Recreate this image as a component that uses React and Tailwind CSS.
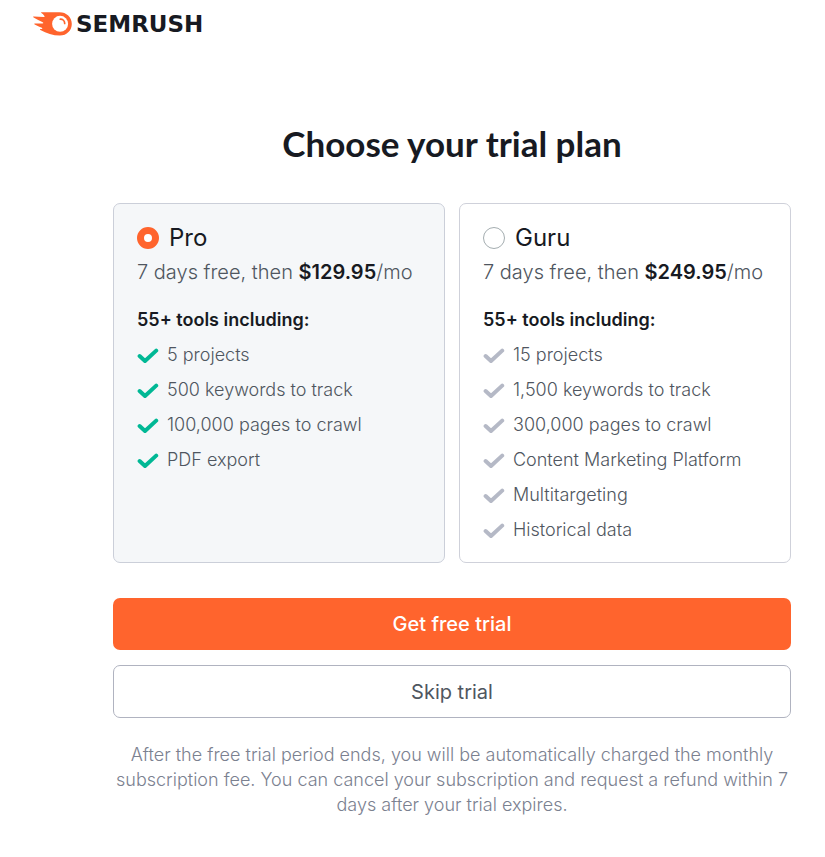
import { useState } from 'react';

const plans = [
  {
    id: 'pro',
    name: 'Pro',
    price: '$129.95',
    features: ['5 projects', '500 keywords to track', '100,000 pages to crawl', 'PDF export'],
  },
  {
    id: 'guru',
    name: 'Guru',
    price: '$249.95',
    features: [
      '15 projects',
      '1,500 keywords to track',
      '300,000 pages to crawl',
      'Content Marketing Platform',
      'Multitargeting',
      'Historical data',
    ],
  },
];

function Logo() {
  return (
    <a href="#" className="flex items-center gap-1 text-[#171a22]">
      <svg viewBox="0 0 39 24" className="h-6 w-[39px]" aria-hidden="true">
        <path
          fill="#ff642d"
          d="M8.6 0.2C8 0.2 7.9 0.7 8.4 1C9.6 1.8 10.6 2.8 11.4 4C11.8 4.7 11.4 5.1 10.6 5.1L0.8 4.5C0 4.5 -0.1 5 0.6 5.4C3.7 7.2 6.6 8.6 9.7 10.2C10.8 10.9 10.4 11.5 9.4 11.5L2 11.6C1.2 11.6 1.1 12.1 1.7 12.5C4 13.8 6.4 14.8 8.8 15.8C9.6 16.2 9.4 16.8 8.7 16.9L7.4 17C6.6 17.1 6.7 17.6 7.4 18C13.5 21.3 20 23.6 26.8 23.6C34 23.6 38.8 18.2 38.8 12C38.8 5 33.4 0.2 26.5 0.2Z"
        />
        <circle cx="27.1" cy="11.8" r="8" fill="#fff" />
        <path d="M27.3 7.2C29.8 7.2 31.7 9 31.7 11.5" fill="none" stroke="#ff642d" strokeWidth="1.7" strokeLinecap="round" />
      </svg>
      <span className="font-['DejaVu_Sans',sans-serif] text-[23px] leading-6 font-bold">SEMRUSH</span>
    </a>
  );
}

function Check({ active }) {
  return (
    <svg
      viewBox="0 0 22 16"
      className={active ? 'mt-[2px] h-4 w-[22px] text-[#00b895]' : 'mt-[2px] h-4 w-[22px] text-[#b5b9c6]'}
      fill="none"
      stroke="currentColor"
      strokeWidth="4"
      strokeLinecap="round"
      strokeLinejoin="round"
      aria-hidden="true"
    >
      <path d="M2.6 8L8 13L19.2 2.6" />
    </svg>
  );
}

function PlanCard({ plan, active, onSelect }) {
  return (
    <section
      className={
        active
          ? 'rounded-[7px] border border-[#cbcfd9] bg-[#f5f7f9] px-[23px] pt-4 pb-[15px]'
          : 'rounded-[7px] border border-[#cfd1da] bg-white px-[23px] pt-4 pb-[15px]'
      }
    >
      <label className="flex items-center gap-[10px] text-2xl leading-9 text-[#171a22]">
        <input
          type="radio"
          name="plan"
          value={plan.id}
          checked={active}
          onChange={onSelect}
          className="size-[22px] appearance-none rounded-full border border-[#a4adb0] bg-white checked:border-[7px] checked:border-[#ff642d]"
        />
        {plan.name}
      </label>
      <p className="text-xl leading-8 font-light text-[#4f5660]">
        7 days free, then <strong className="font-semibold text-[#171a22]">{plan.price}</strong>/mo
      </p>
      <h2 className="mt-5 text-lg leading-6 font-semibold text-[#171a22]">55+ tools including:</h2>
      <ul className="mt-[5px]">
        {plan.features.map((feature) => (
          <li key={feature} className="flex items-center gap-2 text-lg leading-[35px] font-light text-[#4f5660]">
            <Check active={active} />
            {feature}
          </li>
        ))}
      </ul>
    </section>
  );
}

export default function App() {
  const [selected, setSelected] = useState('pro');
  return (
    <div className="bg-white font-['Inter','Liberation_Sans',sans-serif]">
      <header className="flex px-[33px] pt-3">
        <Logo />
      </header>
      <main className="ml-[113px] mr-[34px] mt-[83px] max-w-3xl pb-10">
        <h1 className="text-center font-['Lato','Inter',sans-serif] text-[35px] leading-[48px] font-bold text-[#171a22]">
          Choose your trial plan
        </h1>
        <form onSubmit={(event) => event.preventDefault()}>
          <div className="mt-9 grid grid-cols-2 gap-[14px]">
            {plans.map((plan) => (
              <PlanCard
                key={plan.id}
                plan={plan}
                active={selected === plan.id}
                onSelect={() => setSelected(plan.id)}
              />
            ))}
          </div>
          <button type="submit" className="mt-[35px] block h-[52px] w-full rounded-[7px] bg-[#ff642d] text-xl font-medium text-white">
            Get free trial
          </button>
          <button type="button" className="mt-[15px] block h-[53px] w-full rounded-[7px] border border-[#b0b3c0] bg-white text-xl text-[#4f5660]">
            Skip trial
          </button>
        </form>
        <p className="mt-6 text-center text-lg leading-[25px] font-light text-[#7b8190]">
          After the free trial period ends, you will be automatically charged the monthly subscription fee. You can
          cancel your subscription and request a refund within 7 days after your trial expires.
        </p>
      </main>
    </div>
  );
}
-=-=-=-=-
Leave out the pictures and copy the rest of the material above exactly.

▶ Result below
Recreate this image as a component that uses React and Tailwind CSS.
import { useState } from 'react';

const plans = [
  {
    id: 'pro',
    name: 'Pro',
    price: '$129.95',
    features: ['5 projects', '500 keywords to track', '100,000 pages to crawl', 'PDF export'],
  },
  {
    id: 'guru',
    name: 'Guru',
    price: '$249.95',
    features: [
      '15 projects',
      '1,500 keywords to track',
      '300,000 pages to crawl',
      'Content Marketing Platform',
      'Multitargeting',
      'Historical data',
    ],
  },
];

function Logo() {
  return (
    <a href="#" className="flex items-center gap-1 text-[#171a22]">
      <svg viewBox="0 0 39 24" className="h-6 w-[39px]" aria-hidden="true">
        <path
          fill="#ff642d"
          d="M8.6 0.2C8 0.2 7.9 0.7 8.4 1C9.6 1.8 10.6 2.8 11.4 4C11.8 4.7 11.4 5.1 10.6 5.1L0.8 4.5C0 4.5 -0.1 5 0.6 5.4C3.7 7.2 6.6 8.6 9.7 10.2C10.8 10.9 10.4 11.5 9.4 11.5L2 11.6C1.2 11.6 1.1 12.1 1.7 12.5C4 13.8 6.4 14.8 8.8 15.8C9.6 16.2 9.4 16.8 8.7 16.9L7.4 17C6.6 17.1 6.7 17.6 7.4 18C13.5 21.3 20 23.6 26.8 23.6C34 23.6 38.8 18.2 38.8 12C38.8 5 33.4 0.2 26.5 0.2Z"
        />
        <circle cx="27.1" cy="11.8" r="8" fill="#fff" />
        <path d="M27.3 7.2C29.8 7.2 31.7 9 31.7 11.5" fill="none" stroke="#ff642d" strokeWidth="1.7" strokeLinecap="round" />
      </svg>
      <span className="font-['DejaVu_Sans',sans-serif] text-[23px] leading-6 font-bold">SEMRUSH</span>
    </a>
  );
}

function Check({ active }) {
  return (
    <svg
      viewBox="0 0 22 16"
      className={active ? 'mt-[2px] h-4 w-[22px] text-[#00b895]' : 'mt-[2px] h-4 w-[22px] text-[#b5b9c6]'}
      fill="none"
      stroke="currentColor"
      strokeWidth="4"
      strokeLinecap="round"
      strokeLinejoin="round"
      aria-hidden="true"
    >
      <path d="M2.6 8L8 13L19.2 2.6" />
    </svg>
  );
}

function PlanCard({ plan, active, onSelect }) {
  return (
    <section
      className={
        active
          ? 'rounded-[7px] border border-[#cbcfd9] bg-[#f5f7f9] px-[23px] pt-4 pb-[15px]'
          : 'rounded-[7px] border border-[#cfd1da] bg-white px-[23px] pt-4 pb-[15px]'
      }
    >
      <label className="flex items-center gap-[10px] text-2xl leading-9 text-[#171a22]">
        <input
          type="radio"
          name="plan"
          value={plan.id}
          checked={active}
          onChange={onSelect}
          className="size-[22px] appearance-none rounded-full border border-[#a4adb0] bg-white checked:border-[7px] checked:border-[#ff642d]"
        />
        {plan.name}
      </label>
      <p className="text-xl leading-8 font-light text-[#4f5660]">
        7 days free, then <strong className="font-semibold text-[#171a22]">{plan.price}</strong>/mo
      </p>
      <h2 className="mt-5 text-lg leading-6 font-semibold text-[#171a22]">55+ tools including:</h2>
      <ul className="mt-[5px]">
        {plan.features.map((feature) => (
          <li key={feature} className="flex items-center gap-2 text-lg leading-[35px] font-light text-[#4f5660]">
            <Check active={active} />
            {feature}
          </li>
        ))}
      </ul>
    </section>
  );
}

export default function App() {
  const [selected, setSelected] = useState('pro');
  return (
    <div className="bg-white font-['Inter','Liberation_Sans',sans-serif]">
      <header className="flex px-[33px] pt-3">
        <Logo />
      </header>
      <main className="ml-[113px] mr-[34px] mt-[83px] max-w-3xl pb-10">
        <h1 className="text-center font-['Lato','Inter',sans-serif] text-[35px] leading-[48px] font-bold text-[#171a22]">
          Choose your trial plan
        </h1>
        <form onSubmit={(event) => event.preventDefault()}>
          <div className="mt-9 grid grid-cols-2 gap-[14px]">
            {plans.map((plan) => (
              <PlanCard
                key={plan.id}
                plan={plan}
                active={selected === plan.id}
                onSelect={() => setSelected(plan.id)}
              />
            ))}
          </div>
          <button type="submit" className="mt-[35px] block h-[52px] w-full rounded-[7px] bg-[#ff642d] text-xl font-medium text-white">
            Get free trial
          </button>
          <button type="button" className="mt-[15px] block h-[53px] w-full rounded-[7px] border border-[#b0b3c0] bg-white text-xl text-[#4f5660]">
            Skip trial
          </button>
        </form>
        <p className="mt-6 text-center text-lg leading-[25px] font-light text-[#7b8190]">
          After the free trial period ends, you will be automatically charged the monthly subscription fee. You can
          cancel your subscription and request a refund within 7 days after your trial expires.
        </p>
      </main>
    </div>
  );
}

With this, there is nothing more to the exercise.